2021年10月01日 1692号

【本当のフクシマ/原発震災現場から/番外編14/汚れた電通マネーと「風評対策」/ゆるキャラは復興庁の指示だった】

 復興庁が今年春「風評対策」のために公開しながら、全国からの批判を受け即撤回に追い込まれた「トリチウムゆるキャラ」。その制作を指示していたのは復興庁だった。


国の直接指示で

 本紙が行ったのは令和2年度「放射線等に関する情報発信事業」発注関係の情報開示請求だ。復興庁は、黒塗りを含む32ページの資料を開示した。

 「企画競争理由書」によれば、事業発注目的は「放射線に関する基本的な情報や福島の現状等について広く国民一般(特に、乳幼児・児童生徒の保護者及び妊産婦。)に伝え」ること。放射能への不安を持ちやすい層を明確にターゲットに打ち出している。

 特に重点を置く事項として「放射線以外のリスクを示しつつ、放射線リスクを相対化して発信する」ことを記載している点には注目すべきだ。事故直後、御用学者を大動員し「福島より国際線乗務員の被曝量の方が多い」「放射能よりたばこの方が身体に悪い」などのキャンペーンが繰り広げられた。放射能のリスク自体は否定できず、他よりマシという宣伝しかできないことは原発最大の弱点だ。そうした宣伝が国の直接指示によることを公文書で確認した意義は大きい。
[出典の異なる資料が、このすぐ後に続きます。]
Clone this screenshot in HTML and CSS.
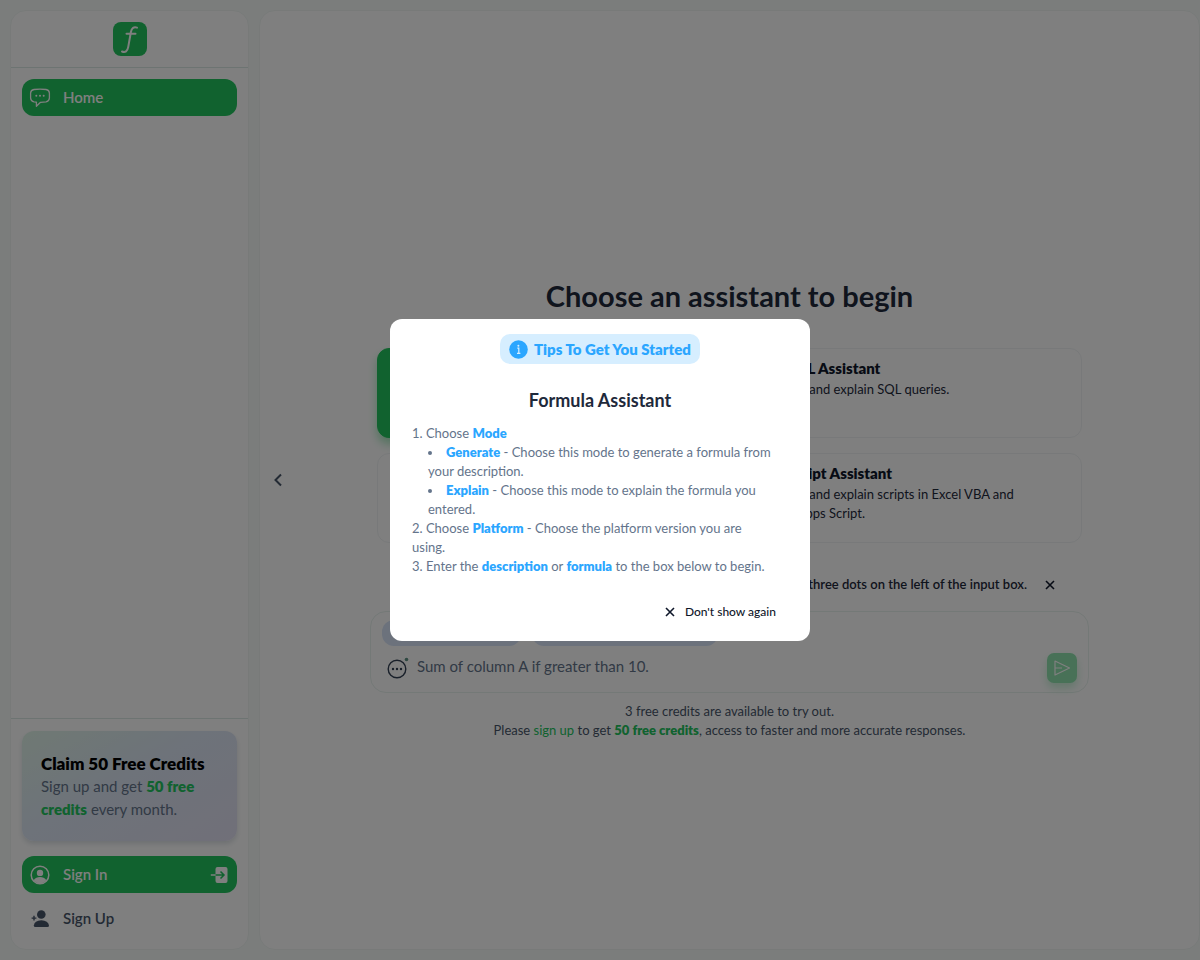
FILE: index.html
```html
<!DOCTYPE html>
<html lang="en">
<head>
  <meta charset="UTF-8" />
  <meta name="viewport" content="width=device-width, initial-scale=1.0" />
  <title>Formula Assistant</title>
  <link rel="stylesheet" href="styles.css">
</head>
<body>
  <div class="app">
    <aside class="sidebar">
      <div class="sidebar-header">
        <a class="logo" href="#" aria-label="Home page">
          <svg width="34" height="34" viewBox="0 0 34 34" fill="none" stroke="#fff" stroke-width="2" stroke-linecap="round">
            <path d="M24 5.600c-3-1.200-5.400.3-6.100 4.400l-2.700 15.200c-.7 4-3 5.800-6.200 4.300M13.500 11.700h9" />
          </svg>
        </a>
      </div>
      <nav class="sidebar-nav">
        <a class="nav-item active" href="#">
          <svg width="22" height="22" viewBox="0 0 22 22" fill="none" stroke="currentColor" stroke-width="1.300" stroke-linejoin="round">
            <path d="M5 2.500Q11 1.600 17 2.500Q20.200 3 20.400 6V11Q20.200 14.400 17 14.900L11.500 15.300L7.400 19.300V15.100L5 14.900Q1.800 14.400 1.600 11V6Q1.800 3 5 2.500Z" />
            <g fill="currentColor" stroke="none"><circle cx="7.300" cy="8.800" r="1" /><circle cx="11" cy="8.800" r="1" /><circle cx="14.700" cy="8.800" r="1" /></g>
          </svg>
          <span>Home</span>
        </a>
      </nav>
      <div class="sidebar-footer">
        <div class="claim">
          <h2>Claim 50 Free Credits</h2>
          <p>Sign up and get <strong>50 free credits</strong> every month.</p>
        </div>
        <a class="nav-item active" href="#">
          <svg width="22" height="22" viewBox="0 0 22 22">
            <circle cx="11" cy="11" r="8.800" fill="none" stroke="currentColor" stroke-width="1.500" />
            <circle cx="11" cy="8.900" r="3.200" fill="currentColor" />
            <path d="M4.600 16.200Q7 13 11 13T17.400 16.200Q15 19.300 11 19.300T4.600 16.200Z" fill="currentColor" />
          </svg>
          <span>Sign In</span>
          <svg class="nav-end" width="18" height="18" viewBox="0 0 18 18">
            <path d="M7 1h8.500Q17.500 1 17.500 3v12Q17.500 17 15.500 17H7.500Q5.500 17 5.500 15V3Q5.500 1 7.500 1Z" fill="currentColor" />
            <path d="M5.500 9H14M10.500 5.500L14 9l-3.500 3.500" fill="none" stroke="#22c55e" stroke-width="1.500" />
            <path d="M.8 9h4.700" stroke="currentColor" stroke-width="1.500" />
          </svg>
        </a>
        <a class="nav-item" href="#">
          <svg width="22" height="22" viewBox="0 0 22 22" fill="currentColor">
            <circle cx="12.300" cy="6.500" r="4.300" />
            <path d="M4.800 17.500Q5.500 12.500 12.300 12.200Q19.200 12.500 20 17.500Q20 19 18.500 19H6.300Q4.800 19 4.800 17.500Z" />
            <path d="M5 7.700v4.800M2.600 10.100h4.800" stroke="currentColor" stroke-width="1.400" />
          </svg>
          <span>Sign Up</span>
        </a>
      </div>
    </aside>

    <main class="main">
      <button class="collapse" type="button" aria-label="Collapse sidebar">
        <svg width="16" height="16" viewBox="0 0 16 16" fill="none" stroke="currentColor" stroke-width="2"><path d="M11 2.500L5.500 8l5.500 5.500" /></svg>
      </button>
      <div class="content">
        <h1>Choose an assistant to begin</h1>
        <div class="cards">
          <button class="card selected" type="button">
            <span class="card-title">Formula Assistant</span>
            <span class="card-text">Generate and explain formulas.</span>
          </button>
          <button class="card" type="button">
            <span class="card-title"><svg width="20" height="16" viewBox="0 0 20 16" fill="none" stroke="currentColor"><rect x="1" y="1" width="16" height="14" rx="2" /><path d="M1 6h16" /></svg>SQL Assistant</span>
            <span class="card-text">Generate and explain SQL queries.</span>
          </button>
          <button class="card" type="button">
            <span class="card-title">Regex Assistant</span>
            <span class="card-text">Generate and explain regex.</span>
          </button>
          <button class="card" type="button">
            <span class="card-title"><svg width="20" height="16" viewBox="0 0 20 16" fill="none" stroke="currentColor"><path d="M6 3L1 8l5 5M12 3l5 5-5 5" /></svg>Script Assistant</span>
            <span class="card-text">Generate and explain scripts in Excel VBA and Google Apps Script.</span>
          </button>
        </div>
        <div class="hint">
          <p>Change the settings from the three dots on the left of the input box.</p>
          <button type="button" aria-label="Close hint">
            <svg width="10" height="10" viewBox="0 0 10 10" stroke="currentColor" stroke-width="1.600"><path d="M1 1l8 8M9 1L1 9" /></svg>
          </button>
        </div>
        <form class="prompt">
          <div class="chips">
            <button class="chip chip-mode" type="button" aria-label="Mode"></button>
            <button class="chip chip-platform" type="button" aria-label="Platform"></button>
          </div>
          <div class="prompt-row">
            <button class="options" type="button" aria-label="Options">
              <svg width="22" height="22" viewBox="0 0 22 22">
                <circle cx="10" cy="12" r="8.800" fill="none" stroke="currentColor" stroke-width="1.400" />
                <g fill="currentColor"><circle cx="6" cy="12" r="1.200" /><circle cx="10" cy="12" r="1.200" /><circle cx="14" cy="12" r="1.200" /></g>
                <circle cx="19.500" cy="2.500" r="1.800" fill="#5f9284" />
              </svg>
            </button>
            <input type="text" aria-label="Prompt" placeholder="Sum of column A if greater than 10.">
            <button class="send" type="submit" aria-label="Send">
              <svg width="18" height="18" viewBox="0 0 18 18" fill="none" stroke="currentColor" stroke-width="1.200" stroke-linejoin="round"><path d="M2 2l14.500 7L2 16zM2 9H9" /></svg>
            </button>
          </div>
        </form>
        <div class="credits">
          <p>3 free credits are available to try out.</p>
          <p>Please <a href="#">sign up</a> to get <strong>50 free credits</strong>, access to faster and more accurate responses.</p>
        </div>
      </div>
    </main>
  </div>

  <div class="overlay">
    <div class="modal" role="dialog" aria-modal="true" aria-labelledby="tips-title">
      <div class="badge">
        <svg width="19" height="19" viewBox="0 0 19 19">
          <circle cx="9.500" cy="9.500" r="9.300" fill="#2ba6ff" />
          <path d="M8.300 8.200h1.500v5M8 13.300h3.400" fill="none" stroke="#d6eeff" stroke-width="1.200" />
          <circle cx="9.400" cy="5.700" r="1" fill="#d6eeff" />
        </svg>
        <span>Tips To Get You Started</span>
      </div>
      <h2 id="tips-title">Formula Assistant</h2>
      <div class="tips">
        <p>1. Choose <strong>Mode</strong></p>
        <ul>
          <li><strong>Generate</strong> - Choose this mode to generate a formula from your description.</li>
          <li><strong>Explain</strong> - Choose this mode to explain the formula you entered.</li>
        </ul>
        <p>2. Choose <strong>Platform</strong> - Choose the platform version you are using.</p>
        <p>3. Enter the <strong>description</strong> or <strong>formula</strong> to the box below to begin.</p>
      </div>
      <button class="dismiss" type="button">
        <svg width="10" height="10" viewBox="0 0 10 10" stroke="currentColor" stroke-width="1.600"><path d="M1 1l8 8M9 1L1 9" /></svg>
        <span>Don't show again</span>
      </button>
    </div>
  </div>
</body>
</html>
```
FILE: styles.css
```css
* {
  box-sizing: border-box;
}
body {
  margin: 0;
  background: #f6fbf9;
  font-family: Lato, sans-serif;
  font-size: 13px;
  line-height: 19px;
  color: #1e293b;
}
h1, h2, p, ul {
  margin: 0;
}
strong {
  font-weight: 800;
}
button {
  border: 0;
  padding: 0;
  background: none;
  font: inherit;
  color: inherit;
}
a {
  text-decoration: none;
}
svg {
  flex: none;
}
.app {
  display: flex;
  gap: 10px;
  min-height: 100vh;
  padding: 10px 0 10px 10px;
}

/* sidebar */
.sidebar {
  width: 239px;
  flex: none;
  display: flex;
  flex-direction: column;
  background: #fff;
  border: 1px solid #f0f5f3;
  border-radius: 16px;
}
.sidebar-header {
  display: flex;
  justify-content: center;
  padding: 11px;
  border-bottom: 1px solid #dbe8e4;
}
.logo {
  display: flex;
  background: #22c55e;
  border-radius: 8px;
}
.sidebar-nav {
  flex: 1;
  padding: 11px;
}
.nav-item {
  display: flex;
  align-items: center;
  gap: 12px;
  height: 37px;
  padding: 0 9px 0 7px;
  border-radius: 12px;
  font-size: 15px;
  font-weight: 600;
  color: #475569;
}
.nav-item.active {
  background: #22c55e;
  color: #fff;
}
.nav-end {
  margin-left: auto;
}
.sidebar-footer {
  display: flex;
  flex-direction: column;
  padding: 12px 11px;
  border-top: 1px solid #dbe8e4;
}
.sidebar-footer .nav-item + .nav-item {
  margin-top: 7px;
}
.claim {
  height: 110px;
  margin-bottom: 15px;
  padding: 21px 19px;
  border-radius: 12px;
  background: linear-gradient(150deg, #dff3e8 0%, #dce6f4 45%, #e2e0f2 100%);
  box-shadow: 0 3px 5px rgba(30, 60, 80, 0.15);
}
.claim h2 {
  font-size: 17px;
  line-height: 23px;
  font-weight: 800;
  color: #000;
}
.claim p {
  font-size: 15px;
  line-height: 23px;
  color: #64748b;
}
.claim strong {
  color: #22c55e;
}

/* main panel */
.main {
  flex: 1;
  display: flex;
  align-items: center;
  padding-right: 26px;
  background: #fff;
  border: 1px solid #f0f5f3;
  border-radius: 16px;
}
.collapse {
  display: flex;
  width: 16px;
  margin-left: 10px;
  color: #475569;
}
.content {
  flex: 1;
  display: flex;
  flex-direction: column;
  max-width: 719px;
  margin: 56px auto 0;
}
.content h1 {
  margin-bottom: 32px;
  font-size: 29px;
  line-height: 40px;
  font-weight: 700;
  text-align: center;
}
.cards {
  display: grid;
  grid-template-columns: 1fr 1fr;
  gap: 15px;
  padding: 0 7px;
}
.card {
  display: flex;
  flex-direction: column;
  align-items: flex-start;
  height: 90px;
  padding: 10px 40px 10px 15px;
  border: 1px solid #f0f3f5;
  border-radius: 12px;
  text-align: left;
}
.card.selected {
  background: #22c55e;
  border-color: #22c55e;
  color: #fff;
  box-shadow: 0 6px 10px rgba(34, 197, 94, 0.4);
}
.card-title {
  display: flex;
  align-items: center;
  gap: 14px;
  margin-bottom: 2px;
  font-size: 15px;
  font-weight: 800;
  color: #0f172a;
}
.card-text {
  color: #1e293b;
}
.hint {
  display: flex;
  justify-content: flex-end;
  align-items: center;
  gap: 18px;
  padding: 32px 34px 17px 0;
  font-weight: 600;
}
.hint button {
  display: flex;
  color: #0f172a;
}
.prompt {
  padding: 8px 11px 9px;
  border: 1px solid #e8f2ee;
  border-radius: 16px;
}
.chips {
  display: flex;
  gap: 11px;
}
.chip {
  height: 26px;
  border-radius: 12px;
  background: #d8e4f8;
}
.chip-mode {
  width: 139px;
}
.chip-platform {
  width: 186px;
}
.prompt-row {
  display: flex;
  align-items: center;
  gap: 8px;
  margin-top: 7px;
  padding-left: 5px;
}
.options {
  display: flex;
  color: #334155;
}
.prompt input {
  flex: 1;
  border: 0;
  padding: 0 0 3px;
  background: none;
  font: inherit;
  font-size: 15px;
}
.prompt input::placeholder {
  color: #64748b;
  opacity: 1;
}
.send {
  display: grid;
  place-items: center;
  width: 30px;
  height: 30px;
  border-radius: 7px;
  background: #90e2ae;
  color: #fff;
  box-shadow: 0 5px 9px rgba(34, 197, 94, 0.25);
}
.credits {
  margin-top: 9px;
  text-align: center;
  color: #475569;
}
.credits a,
.credits strong {
  color: #22c55e;
}

/* tips dialog */
.overlay {
  position: fixed;
  inset: 0;
  display: grid;
  place-items: center;
  background: rgba(0, 0, 0, 0.5);
}
.modal {
  display: flex;
  flex-direction: column;
  align-items: center;
  width: 420px;
  padding: 15px 22px 20px;
  border-radius: 12px;
  background: #fff;
}
.badge {
  display: flex;
  align-items: center;
  gap: 6px;
  height: 30px;
  padding: 0 9px;
  border-radius: 10px;
  background: #d6eeff;
  font-size: 15px;
  font-weight: 800;
  color: #2ba6ff;
}
.modal h2 {
  margin: 24px 0 12px;
  font-size: 18px;
  line-height: 24px;
  font-weight: 700;
}
.tips {
  width: 100%;
  padding-right: 13px;
  color: #64748b;
}
.tips strong {
  color: #2ba6ff;
}
.tips ul {
  padding-left: 16px;
  list-style-position: inside;
}
.dismiss {
  display: flex;
  align-items: center;
  align-self: flex-end;
  gap: 10px;
  margin: 26px 12px 0 0;
  font-size: 12px;
  font-weight: 500;
  color: #0f172a;
}
```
 「マンガ、アニメーション、動画など親しみやすいコンテンツを作成する」との記載もある。ゆるキャラも復興庁の指示だった。


政府答弁(数百万円)との差額は?(復興庁資料から)

選定は電通ありき

 予定価格とその積算根拠はすべて黒塗りにされているが、企画競争理由書には契約予定金額を2億5千万円程度と記載している。通常、これほどの金額は一般競争入札としなければならないが、復興庁は入札になじまない案件を随意契約にできる会計法の特例条項を適用したと説明する。

 事業参加を希望する業者から事業目的を実現するための企画提案書を提出させ、発注者(復興庁)側が指名した委員がその内容を審査して業者選定するのが企画競争方式だ。開示された企画提案書審査基準及び採点表によれば、全15項目120点満点のうち「放射線に関する基本的な情報等」「福島の現状に関する情報」「インフルエンサー(ネット上で影響力を持つ人物)等を通じた情報」発信の実現可能性を問う3項目に各20点、計60点と全体の半分が配点されている。事実上この3項目を制する業者が「落札」となるが、実現可能性を審査基準にする限り、過去、類似事業に参加実績を持つ業者が有利なのは明らかだ。半永久的に電通だけに受注を保障する仕組みといえる。


過去の実績重視の審査基準

あの御用学者にも?

 国・電通一体となった赤裸々な「洗脳」計画を隠したいのか、電通が復興庁に提出した企画提案書は9割がた黒塗りとなっている。そのわずかな開示部分にやはり開沼博の名前がある。福島県民に寄り添うふりをしながら、放射能に不安を抱く市民や避難者を一方的に「風評加害」者と決めつけ攻撃する最悪の扇動者だ。その「功績」が認められ、立命館大准教授から御用学者の殿堂・東大へ華麗なる「栄転」を遂げた。

 「3・11から10年目の福島の課題」と題し、電通が開沼准教授に講演依頼したことが黒塗りの隙間から覗く。報酬支払の明示はないが、さすがに無料はあり得ないだろう。汚い電通マネーの一部が「新進気鋭の御用学者」に流れている可能性を匂わせる。

 今年4月14日の参院特別委。山添拓議員(共産)の質問に対し、角野然生・復興庁統括官はゆるキャラ作成費を数百万円程度と答弁した。2億5千万円との差額は何に使われたのか。開沼准教授への報酬があるとすればいくらか。開示文書は新たな疑問も生んだ。

 現在までに開示された文書は、企画提案業者が電通以外にいた可能性を示すものとなっている。今後も情報開示請求を続け、ジャーナリズムとして読者の知る権利に応えたい。